--- start of DATA SEGMENT ---

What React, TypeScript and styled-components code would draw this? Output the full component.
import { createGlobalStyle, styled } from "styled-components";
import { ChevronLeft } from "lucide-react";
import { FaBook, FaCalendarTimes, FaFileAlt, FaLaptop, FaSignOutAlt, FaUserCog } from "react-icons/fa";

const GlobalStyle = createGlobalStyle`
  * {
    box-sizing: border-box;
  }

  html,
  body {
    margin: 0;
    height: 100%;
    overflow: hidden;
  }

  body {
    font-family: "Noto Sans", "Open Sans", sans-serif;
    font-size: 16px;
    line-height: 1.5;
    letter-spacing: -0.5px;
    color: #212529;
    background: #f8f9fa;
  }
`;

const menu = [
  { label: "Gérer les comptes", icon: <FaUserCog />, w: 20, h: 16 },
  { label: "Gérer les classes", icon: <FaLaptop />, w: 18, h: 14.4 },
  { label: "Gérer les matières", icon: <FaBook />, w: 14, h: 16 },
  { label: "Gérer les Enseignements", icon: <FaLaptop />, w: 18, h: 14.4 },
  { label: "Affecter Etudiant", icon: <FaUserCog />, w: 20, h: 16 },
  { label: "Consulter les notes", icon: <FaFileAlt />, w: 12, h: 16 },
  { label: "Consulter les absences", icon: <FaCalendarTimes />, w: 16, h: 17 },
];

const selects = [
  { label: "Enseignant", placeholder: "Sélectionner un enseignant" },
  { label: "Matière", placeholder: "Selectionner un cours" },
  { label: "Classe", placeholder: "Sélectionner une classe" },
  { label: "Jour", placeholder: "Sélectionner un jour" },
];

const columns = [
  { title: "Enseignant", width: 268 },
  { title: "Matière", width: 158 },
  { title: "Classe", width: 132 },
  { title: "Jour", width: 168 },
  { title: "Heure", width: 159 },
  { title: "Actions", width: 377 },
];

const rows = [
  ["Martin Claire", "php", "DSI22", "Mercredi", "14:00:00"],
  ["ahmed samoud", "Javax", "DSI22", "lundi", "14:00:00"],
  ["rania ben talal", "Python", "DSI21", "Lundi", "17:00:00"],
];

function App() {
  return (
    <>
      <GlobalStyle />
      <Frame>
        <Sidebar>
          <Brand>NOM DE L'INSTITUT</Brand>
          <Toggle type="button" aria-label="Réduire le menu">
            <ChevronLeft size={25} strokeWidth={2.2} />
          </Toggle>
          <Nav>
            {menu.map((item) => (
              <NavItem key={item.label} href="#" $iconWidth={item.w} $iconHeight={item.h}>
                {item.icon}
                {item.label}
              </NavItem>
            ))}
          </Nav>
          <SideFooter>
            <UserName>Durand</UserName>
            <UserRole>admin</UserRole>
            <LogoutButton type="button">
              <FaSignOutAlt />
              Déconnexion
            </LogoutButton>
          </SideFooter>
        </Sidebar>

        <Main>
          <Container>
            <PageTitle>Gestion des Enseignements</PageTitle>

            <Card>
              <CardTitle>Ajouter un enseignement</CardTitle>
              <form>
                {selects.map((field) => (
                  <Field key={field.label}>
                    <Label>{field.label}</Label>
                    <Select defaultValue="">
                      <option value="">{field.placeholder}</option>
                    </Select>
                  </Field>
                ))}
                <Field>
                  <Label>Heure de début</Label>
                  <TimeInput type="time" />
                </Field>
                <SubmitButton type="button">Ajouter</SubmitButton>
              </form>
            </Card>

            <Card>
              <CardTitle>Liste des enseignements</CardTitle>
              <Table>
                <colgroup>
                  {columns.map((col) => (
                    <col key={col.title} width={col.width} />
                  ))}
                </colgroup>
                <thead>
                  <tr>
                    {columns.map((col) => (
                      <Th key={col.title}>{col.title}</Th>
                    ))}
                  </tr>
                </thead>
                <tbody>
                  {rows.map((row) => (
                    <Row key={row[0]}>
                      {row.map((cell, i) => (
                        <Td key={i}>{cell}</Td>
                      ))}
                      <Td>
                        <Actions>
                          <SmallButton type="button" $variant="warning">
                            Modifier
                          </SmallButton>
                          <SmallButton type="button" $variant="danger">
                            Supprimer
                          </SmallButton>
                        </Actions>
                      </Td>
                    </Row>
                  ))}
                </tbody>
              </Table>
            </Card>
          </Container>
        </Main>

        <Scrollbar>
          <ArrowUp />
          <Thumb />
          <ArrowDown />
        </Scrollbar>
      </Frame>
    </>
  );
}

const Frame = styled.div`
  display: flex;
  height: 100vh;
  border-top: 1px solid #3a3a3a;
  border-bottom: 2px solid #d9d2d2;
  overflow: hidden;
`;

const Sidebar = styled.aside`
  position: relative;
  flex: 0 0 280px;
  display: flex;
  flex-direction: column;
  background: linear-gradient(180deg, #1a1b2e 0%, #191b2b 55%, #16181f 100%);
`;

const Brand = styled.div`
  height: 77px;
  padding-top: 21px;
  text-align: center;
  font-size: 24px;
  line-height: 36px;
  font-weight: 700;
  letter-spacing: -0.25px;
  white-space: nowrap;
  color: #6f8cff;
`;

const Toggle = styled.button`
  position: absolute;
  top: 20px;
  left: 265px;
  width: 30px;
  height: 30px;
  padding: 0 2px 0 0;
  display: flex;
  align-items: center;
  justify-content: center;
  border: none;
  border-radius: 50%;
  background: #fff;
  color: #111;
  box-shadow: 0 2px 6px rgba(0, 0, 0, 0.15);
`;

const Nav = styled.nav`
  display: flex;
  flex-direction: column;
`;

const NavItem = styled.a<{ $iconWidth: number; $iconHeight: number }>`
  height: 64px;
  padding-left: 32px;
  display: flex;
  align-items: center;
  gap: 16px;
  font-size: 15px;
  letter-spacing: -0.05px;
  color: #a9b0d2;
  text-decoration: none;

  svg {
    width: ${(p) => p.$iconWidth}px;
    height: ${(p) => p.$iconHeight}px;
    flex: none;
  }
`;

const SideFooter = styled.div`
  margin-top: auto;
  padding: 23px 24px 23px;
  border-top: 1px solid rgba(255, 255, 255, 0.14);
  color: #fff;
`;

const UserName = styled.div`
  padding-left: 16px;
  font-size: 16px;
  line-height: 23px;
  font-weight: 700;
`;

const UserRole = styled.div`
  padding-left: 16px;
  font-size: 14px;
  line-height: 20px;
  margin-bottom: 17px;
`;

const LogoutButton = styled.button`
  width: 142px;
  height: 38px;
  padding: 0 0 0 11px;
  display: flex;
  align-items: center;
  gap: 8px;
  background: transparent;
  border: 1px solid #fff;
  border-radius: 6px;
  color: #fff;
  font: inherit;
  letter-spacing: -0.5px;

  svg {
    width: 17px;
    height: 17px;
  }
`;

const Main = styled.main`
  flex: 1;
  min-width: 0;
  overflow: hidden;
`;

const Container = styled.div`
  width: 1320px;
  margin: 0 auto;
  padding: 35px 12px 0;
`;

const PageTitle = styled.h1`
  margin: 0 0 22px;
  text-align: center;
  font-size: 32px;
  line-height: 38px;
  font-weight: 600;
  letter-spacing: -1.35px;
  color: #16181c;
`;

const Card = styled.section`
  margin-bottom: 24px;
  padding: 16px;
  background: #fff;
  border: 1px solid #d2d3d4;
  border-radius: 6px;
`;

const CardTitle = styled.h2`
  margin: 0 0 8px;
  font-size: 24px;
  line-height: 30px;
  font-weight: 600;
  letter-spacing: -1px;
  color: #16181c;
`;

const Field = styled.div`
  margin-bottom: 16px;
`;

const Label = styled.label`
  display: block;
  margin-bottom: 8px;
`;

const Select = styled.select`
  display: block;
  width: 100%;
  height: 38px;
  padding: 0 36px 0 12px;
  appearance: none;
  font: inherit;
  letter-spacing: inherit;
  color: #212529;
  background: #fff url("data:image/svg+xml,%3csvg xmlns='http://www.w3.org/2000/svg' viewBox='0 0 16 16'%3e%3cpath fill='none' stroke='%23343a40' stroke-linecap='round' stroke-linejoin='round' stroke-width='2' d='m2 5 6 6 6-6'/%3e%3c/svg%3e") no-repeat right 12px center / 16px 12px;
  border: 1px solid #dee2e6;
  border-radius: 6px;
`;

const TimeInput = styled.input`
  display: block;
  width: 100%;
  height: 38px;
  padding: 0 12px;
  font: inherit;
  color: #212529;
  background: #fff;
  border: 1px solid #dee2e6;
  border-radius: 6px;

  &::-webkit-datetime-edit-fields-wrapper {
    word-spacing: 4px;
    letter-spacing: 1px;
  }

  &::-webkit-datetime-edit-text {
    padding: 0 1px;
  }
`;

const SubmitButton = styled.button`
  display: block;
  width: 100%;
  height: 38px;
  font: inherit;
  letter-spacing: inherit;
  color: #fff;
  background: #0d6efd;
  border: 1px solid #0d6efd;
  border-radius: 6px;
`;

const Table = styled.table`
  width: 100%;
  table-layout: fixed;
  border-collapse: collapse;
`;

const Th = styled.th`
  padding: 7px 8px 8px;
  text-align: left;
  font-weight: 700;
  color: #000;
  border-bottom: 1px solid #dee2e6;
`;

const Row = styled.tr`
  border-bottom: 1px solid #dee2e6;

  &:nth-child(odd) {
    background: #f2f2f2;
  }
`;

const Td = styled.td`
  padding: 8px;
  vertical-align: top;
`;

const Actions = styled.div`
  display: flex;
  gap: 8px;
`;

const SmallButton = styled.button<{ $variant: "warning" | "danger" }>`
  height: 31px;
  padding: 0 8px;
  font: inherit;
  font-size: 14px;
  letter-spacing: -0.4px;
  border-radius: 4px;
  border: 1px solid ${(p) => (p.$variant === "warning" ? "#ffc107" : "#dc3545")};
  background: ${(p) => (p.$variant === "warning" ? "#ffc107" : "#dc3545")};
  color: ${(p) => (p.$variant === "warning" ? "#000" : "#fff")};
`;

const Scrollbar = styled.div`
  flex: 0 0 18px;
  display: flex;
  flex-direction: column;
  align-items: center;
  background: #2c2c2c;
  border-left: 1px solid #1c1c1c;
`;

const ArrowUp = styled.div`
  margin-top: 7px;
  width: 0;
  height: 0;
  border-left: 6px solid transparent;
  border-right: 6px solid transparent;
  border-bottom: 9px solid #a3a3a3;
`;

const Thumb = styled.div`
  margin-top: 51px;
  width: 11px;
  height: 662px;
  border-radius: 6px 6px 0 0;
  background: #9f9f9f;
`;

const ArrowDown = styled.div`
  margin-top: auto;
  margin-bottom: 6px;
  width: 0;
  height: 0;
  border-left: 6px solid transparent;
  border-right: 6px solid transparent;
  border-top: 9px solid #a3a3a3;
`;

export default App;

--- end of DATA SEGMENT ---

[WRITTEN EXERCISE]:
All lines above containing the string "components" are to be collected.

[ANSWER TO THE TASK]:
What React, TypeScript and styled-components code would draw this? Output the full component.
import { createGlobalStyle, styled } from "styled-components";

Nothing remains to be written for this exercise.